For instance, finding a host cell protein that is required for viral replication could help identify a drug that targets that protein.
This could help find an antiviral that acts against multiple viruses via a common pathway. In the current paper, the researchers performed high-throughput screening (HTS) along with RNA interference (RNAi), in order to silence specific host genes and thus find out which of the host genes and cellular pathways are important as druggable antiviral targets.
The current study builds on earlier work by the same team to find genes of potential importance in the inhibition of influenza A virus (IAV) replication. Here, they had found that organic anion transporter-3 (OAT3) gene is essential in this process, and that the OAT3 or SLC22A8 gene is inhibited by the approved uricosuric drug probenecid.
In this way, probenecid was able to drastically reduce the replication of IAV in cell cultures and in mice. The SLC gene family is common to humans and mice. When cells in culture were induced to express siRNA that targeted the OAT3 gene, IAV replication stopped. The specificity of this action was indicated by the inability of OAT1, OAT2, OAT4 and OAT7 inhibitors to achieve the same result.
Probenecid is both involved in uric acid excretion in urine and in OAT3 inhibition, and is used widely for the treatment of gout. It is well tolerated and has few adverse effects, but may have other effects on the inflammatory system via its action on other ion channels. The fact that it does not target RNA-dependent RNA polymerase attracted the attention of the current team of scientists.

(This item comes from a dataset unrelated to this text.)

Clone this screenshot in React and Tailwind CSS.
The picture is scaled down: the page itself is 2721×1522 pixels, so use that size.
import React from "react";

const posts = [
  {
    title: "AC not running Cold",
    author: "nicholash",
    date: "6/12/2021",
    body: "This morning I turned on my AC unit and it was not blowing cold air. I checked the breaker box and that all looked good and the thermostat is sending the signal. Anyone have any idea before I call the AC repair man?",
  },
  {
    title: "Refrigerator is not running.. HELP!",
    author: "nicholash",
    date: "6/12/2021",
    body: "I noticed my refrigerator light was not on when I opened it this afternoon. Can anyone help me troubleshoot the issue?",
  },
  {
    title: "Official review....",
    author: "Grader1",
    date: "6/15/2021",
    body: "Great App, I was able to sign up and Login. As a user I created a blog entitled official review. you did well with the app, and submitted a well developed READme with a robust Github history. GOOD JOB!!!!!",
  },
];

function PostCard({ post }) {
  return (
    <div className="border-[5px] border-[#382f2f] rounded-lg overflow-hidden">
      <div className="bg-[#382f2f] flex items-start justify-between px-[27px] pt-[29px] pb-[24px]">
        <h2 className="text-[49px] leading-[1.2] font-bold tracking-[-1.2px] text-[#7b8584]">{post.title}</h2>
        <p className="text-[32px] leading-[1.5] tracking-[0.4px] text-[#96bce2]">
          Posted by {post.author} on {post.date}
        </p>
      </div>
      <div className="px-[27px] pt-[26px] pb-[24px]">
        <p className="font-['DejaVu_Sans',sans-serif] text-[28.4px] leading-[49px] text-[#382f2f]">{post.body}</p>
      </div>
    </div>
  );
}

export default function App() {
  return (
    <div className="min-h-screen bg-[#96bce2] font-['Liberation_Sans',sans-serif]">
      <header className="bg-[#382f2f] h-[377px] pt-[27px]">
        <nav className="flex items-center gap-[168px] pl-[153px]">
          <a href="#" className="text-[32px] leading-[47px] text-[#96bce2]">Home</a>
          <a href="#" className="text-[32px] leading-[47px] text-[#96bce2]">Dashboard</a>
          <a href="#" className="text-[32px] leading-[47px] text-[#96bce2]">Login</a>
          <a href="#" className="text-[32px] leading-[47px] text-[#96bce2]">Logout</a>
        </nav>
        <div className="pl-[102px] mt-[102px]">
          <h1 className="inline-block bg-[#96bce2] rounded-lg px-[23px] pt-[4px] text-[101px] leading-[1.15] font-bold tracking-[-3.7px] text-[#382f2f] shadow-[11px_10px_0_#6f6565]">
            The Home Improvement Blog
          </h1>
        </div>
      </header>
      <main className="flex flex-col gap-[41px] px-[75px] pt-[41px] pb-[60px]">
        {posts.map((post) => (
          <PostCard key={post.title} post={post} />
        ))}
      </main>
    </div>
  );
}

The use of probenecid in three different cell lines and in mice showed a marked drop in RSV replication, as expected from earlier studies involving influenza virus and the currently circulating severe acute respiratory syndrome coronavirus 2 (SARS-CoV-2). No toxicity was evident.

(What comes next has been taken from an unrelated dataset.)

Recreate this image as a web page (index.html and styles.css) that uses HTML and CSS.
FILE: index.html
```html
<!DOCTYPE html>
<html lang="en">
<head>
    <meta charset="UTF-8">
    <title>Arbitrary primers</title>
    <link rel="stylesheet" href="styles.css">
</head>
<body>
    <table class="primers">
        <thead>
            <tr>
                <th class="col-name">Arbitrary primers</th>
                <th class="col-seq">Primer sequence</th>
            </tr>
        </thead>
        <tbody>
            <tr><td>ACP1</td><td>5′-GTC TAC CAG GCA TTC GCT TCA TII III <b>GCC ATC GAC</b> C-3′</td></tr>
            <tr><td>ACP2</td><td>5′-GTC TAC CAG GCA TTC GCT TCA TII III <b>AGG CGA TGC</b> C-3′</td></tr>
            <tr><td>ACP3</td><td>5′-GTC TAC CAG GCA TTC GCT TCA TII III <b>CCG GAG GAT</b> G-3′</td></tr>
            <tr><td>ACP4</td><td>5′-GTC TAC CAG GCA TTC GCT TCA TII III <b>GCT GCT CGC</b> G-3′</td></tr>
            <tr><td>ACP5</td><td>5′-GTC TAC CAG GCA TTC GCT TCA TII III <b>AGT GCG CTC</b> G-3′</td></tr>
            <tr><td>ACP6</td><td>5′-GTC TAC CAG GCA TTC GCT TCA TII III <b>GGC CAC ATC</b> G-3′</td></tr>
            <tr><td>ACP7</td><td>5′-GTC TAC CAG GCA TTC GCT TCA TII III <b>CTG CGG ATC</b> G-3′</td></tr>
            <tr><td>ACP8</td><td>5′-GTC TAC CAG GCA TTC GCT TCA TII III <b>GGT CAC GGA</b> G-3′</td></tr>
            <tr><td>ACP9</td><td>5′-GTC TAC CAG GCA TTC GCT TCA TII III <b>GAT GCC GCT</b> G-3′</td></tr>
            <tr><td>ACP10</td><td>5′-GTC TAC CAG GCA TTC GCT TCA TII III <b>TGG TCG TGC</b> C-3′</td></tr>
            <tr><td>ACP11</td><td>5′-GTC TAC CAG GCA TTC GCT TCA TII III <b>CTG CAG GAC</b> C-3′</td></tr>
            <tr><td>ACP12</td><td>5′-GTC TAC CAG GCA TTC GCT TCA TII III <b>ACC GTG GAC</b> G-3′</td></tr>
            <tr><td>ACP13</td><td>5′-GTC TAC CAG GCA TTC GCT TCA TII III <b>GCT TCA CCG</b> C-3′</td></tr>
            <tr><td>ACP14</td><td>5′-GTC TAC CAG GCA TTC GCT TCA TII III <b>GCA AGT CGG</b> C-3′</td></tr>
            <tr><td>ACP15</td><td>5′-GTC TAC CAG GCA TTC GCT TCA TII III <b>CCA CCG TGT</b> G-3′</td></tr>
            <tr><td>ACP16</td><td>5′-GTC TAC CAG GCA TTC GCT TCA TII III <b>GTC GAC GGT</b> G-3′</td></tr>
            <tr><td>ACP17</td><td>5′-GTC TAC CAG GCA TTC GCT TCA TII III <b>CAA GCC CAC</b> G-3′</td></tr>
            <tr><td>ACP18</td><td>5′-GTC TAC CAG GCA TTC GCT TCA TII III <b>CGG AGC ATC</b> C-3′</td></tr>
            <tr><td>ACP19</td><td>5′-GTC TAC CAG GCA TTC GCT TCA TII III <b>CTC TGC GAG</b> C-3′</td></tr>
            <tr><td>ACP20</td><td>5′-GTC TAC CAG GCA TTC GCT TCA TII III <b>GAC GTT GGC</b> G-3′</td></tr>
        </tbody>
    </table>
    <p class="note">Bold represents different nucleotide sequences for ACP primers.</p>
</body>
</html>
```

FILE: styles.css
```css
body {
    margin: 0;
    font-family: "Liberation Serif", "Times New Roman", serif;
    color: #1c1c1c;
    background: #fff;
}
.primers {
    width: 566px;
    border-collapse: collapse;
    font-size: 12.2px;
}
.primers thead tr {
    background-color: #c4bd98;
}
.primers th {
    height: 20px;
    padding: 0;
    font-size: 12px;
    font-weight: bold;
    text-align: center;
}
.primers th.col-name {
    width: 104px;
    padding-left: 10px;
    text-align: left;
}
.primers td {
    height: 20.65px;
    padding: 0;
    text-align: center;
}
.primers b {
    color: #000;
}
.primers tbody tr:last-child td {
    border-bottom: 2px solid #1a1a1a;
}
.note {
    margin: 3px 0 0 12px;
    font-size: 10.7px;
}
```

The drug had equivalent efficacy against RSV A and RSV B. The same results were observed with RSV-infected mice, with a significant reduction in virus load. This was mediated via a reduction in OAT3 expression. When pretreated with probenecid, cells became resistant to RSV replication, with the half-maximal inhibitory concentration (IC50) against RSV A2 being <0.1 uM, and against RSV B1 0.85 uM.
In other words, this drug affected RSV replication at nanomolar concentrations, which is very much lower than the concentration required to inhibit IAV replication. Both pre-treatment and post-exposure administration of probenecid showed the ability to reduce lung viral titers, corresponding to the prophylactic and therapeutic utility of this drug in RSV infection.
According to the researchers,
The studies showed that nanomolar concentrations of all probenecid regimens prevent RSV strain A and B replication in vitro and RSV strain A in vivo, representing a potential prophylactic and chemotherapeutic for RSV.”
Such data points to the need to explore the use of probenecid to prevent RSV infection in children aged 2-14 years, who have been tested for safety when administered this drug along with antibiotics. Further studies will be required to establish its efficacy in vivo, and using other RSV strains.
The required dosing protocols and duration of treatment and the further effects of the drug on communication between cells and on the inflammatory cascade, attributable to the role of probenecid on pannexin 1 channels, need to be elucidated.